1. Current legislative posture in Congress: introduced bills, not law
Multiple bills in the 119th Congress carry names like “Birthright Citizenship Act of 2025” and related titles in both chambers; for example, H.R.569 has been filed in the House and S.304 in the Senate with text and summaries available on Congress.gov describing a redefinition of who is “subject to U.S. jurisdiction” [1] [2]. Those entries show measures introduced and summarized for committee consideration, but the public record in the provided sources does not show enactment or final passage—these are active legislative proposals rather than statutes [1] [2].
2. What the congressional text would change if enacted
The bills’ core change is statutory: they redefine the phrase “subject to the jurisdiction” in the 14th Amendment to limit automatic citizenship to children born in the United States only when at least one parent is a U.S. citizen, lawful permanent resident, or certain non-citizens in lawful status (including military service), rather than including children of all parents physically present, regardless of status [1] [2]. Other bills in the same Congress, such as the “Constitutional Citizenship Clarification Act of 2025,” use similar language to carve out classes—diplomats, enemy troops, and explicitly “illegal aliens”—as noncitizen categories at birth [7].
3. Politics, sponsors, and messaging on Capitol Hill
Sponsorship and public advocacy are bipartisan in the sense that multiple Republican members and some Senate offices have pushed or circulated versions of such legislation (the House press release from Rep. Brian Babin and a Senate PDF tied to Sen. Lindsey Graham illustrate Republican sponsorship and framing about “restoring” a presumed original meaning) [8] [9]. Opponents and other members of Congress argue that birthright citizenship is constitutionally protected and caution that Congress cannot override the 14th Amendment by statute—an argument reflected in legislative texts and in companion bills that assert such a constitutional protection [4] [10].
4. The constitutional and judicial backdrop shaping congressional leverage
The legislative push cannot be divorced from long-standing judicial interpretations: the Supreme Court’s 1898 decision in United States v. Wong Kim Ark and subsequent federal practice have been cited by critics of these bills and by civil-rights groups as anchoring a broad birthright guarantee; the Brennan Center traces congressional and judicial history as supporting inclusive jus soli citizenship [6]. At the same time, litigation over a 2025 executive order and pending Supreme Court review (cases like Barbara v. Trump and related petitions) mean that ultimate resolution may come from the judiciary rather than Congress, and the Court’s upcoming term is widely reported to include birthright citizenship as a key question [5] [3].

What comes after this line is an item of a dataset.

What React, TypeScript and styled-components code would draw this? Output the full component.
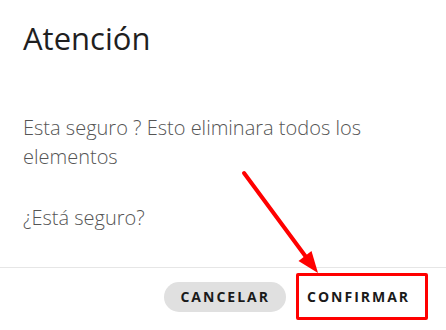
import styled, { createGlobalStyle } from "styled-components";

const GlobalStyle = createGlobalStyle`
  html, body {
    margin: 0;
    padding: 0;
    background: #ffffff;
  }

  body {
    font-family: "Open Sans", "Noto Sans", sans-serif;
  }
`;

export default function App() {
  return (
    <>
      <GlobalStyle />
      <StyledPage>
        <StyledDialog>
          <StyledTitle>Atención</StyledTitle>
          <StyledContent>
            <p>Esta seguro ? Esto eliminara todos los elementos</p>
            <p>¿Está seguro?</p>
          </StyledContent>
          <StyledDivider />
          <StyledActions>
            <StyledButton $variant="filled">Cancelar</StyledButton>
            <StyledHighlight>
              <StyledButton $variant="text">Confirmar</StyledButton>
            </StyledHighlight>
          </StyledActions>
        </StyledDialog>
        <StyledArrow viewBox="0 0 446 330" width="446" height="330">
          <line
            x1="244"
            y1="173"
            x2="309"
            y2="261"
            stroke="#ff0000"
            strokeWidth="4"
            strokeLinecap="round"
          />
          <polygon points="318,273 298.5,261 311.5,251" fill="#ff0000" />
        </StyledArrow>
      </StyledPage>
    </>
  );
}

const StyledPage = styled.div`
  position: relative;
  width: 446px;
  height: 330px;
  overflow: hidden;
  background: #ffffff;
`;

const StyledDialog = styled.div`
  display: flex;
  flex-direction: column;
  height: 100%;
`;

const StyledTitle = styled.h2`
  margin: 0;
  padding: 17px 23px 0;
  font-size: 31px;
  font-weight: 400;
  line-height: 43px;
  color: #1f1f1f;
`;

const StyledContent = styled.div`
  padding: 53px 23px 35px;
  display: flex;
  flex-direction: column;
  gap: 32px;

  & > p {
    margin: 0;
    font-size: 20px;
    font-weight: 300;
    line-height: 29px;
    color: #555555;
  }
`;

const StyledDivider = styled.hr`
  margin: 0;
  border: none;
  border-top: 1px solid #e6e6e6;
`;

const StyledActions = styled.div`
  display: flex;
  justify-content: flex-end;
  align-items: center;
  gap: 10px;
  padding: 5px 18px 10px;
`;

const StyledHighlight = styled.div`
  display: flex;
  align-items: center;
  justify-content: flex-start;
  width: 132px;
  height: 47px;
  box-sizing: border-box;
  border: 3px solid #ff0000;
  border-radius: 2px;
`;

const StyledButton = styled.button<{ $variant: "filled" | "text" }>`
  height: 30px;
  padding: 0 ${({ $variant }) => ($variant === "filled" ? "16px" : "8px")};
  border: none;
  border-radius: 15px;
  background: ${({ $variant }) => ($variant === "filled" ? "#e0e0e0" : "transparent")};
  color: #1a1a1a;
  font-family: "Open Sans", "Noto Sans", sans-serif;
  font-size: 14px;
  font-weight: 700;
  letter-spacing: 2px;
  text-transform: uppercase;
  cursor: pointer;
`;

const StyledArrow = styled.svg`
  position: absolute;
  top: 0;
  left: 0;
  pointer-events: none;
`;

5. Practical outlook: immediate status and what to watch next
At present the “Birthright Citizenship Act” measures remain proposals—introduced, debated in public messaging, and available in text on Congress.gov and sponsors’ sites—but not enacted; whether Congress can or will pass a law that narrows the 14th Amendment remains uncertain both legally and politically [1] [2] [9]. The near-term determinant is likely to be the Supreme Court’s rulings on executive-branch efforts and constitutional interpretation (with a decision expected in the Court’s 2025–26 term), while Congress continues to introduce, refine, and publicize legislative alternatives that may shape political debate even if they fail to become law [5] [4].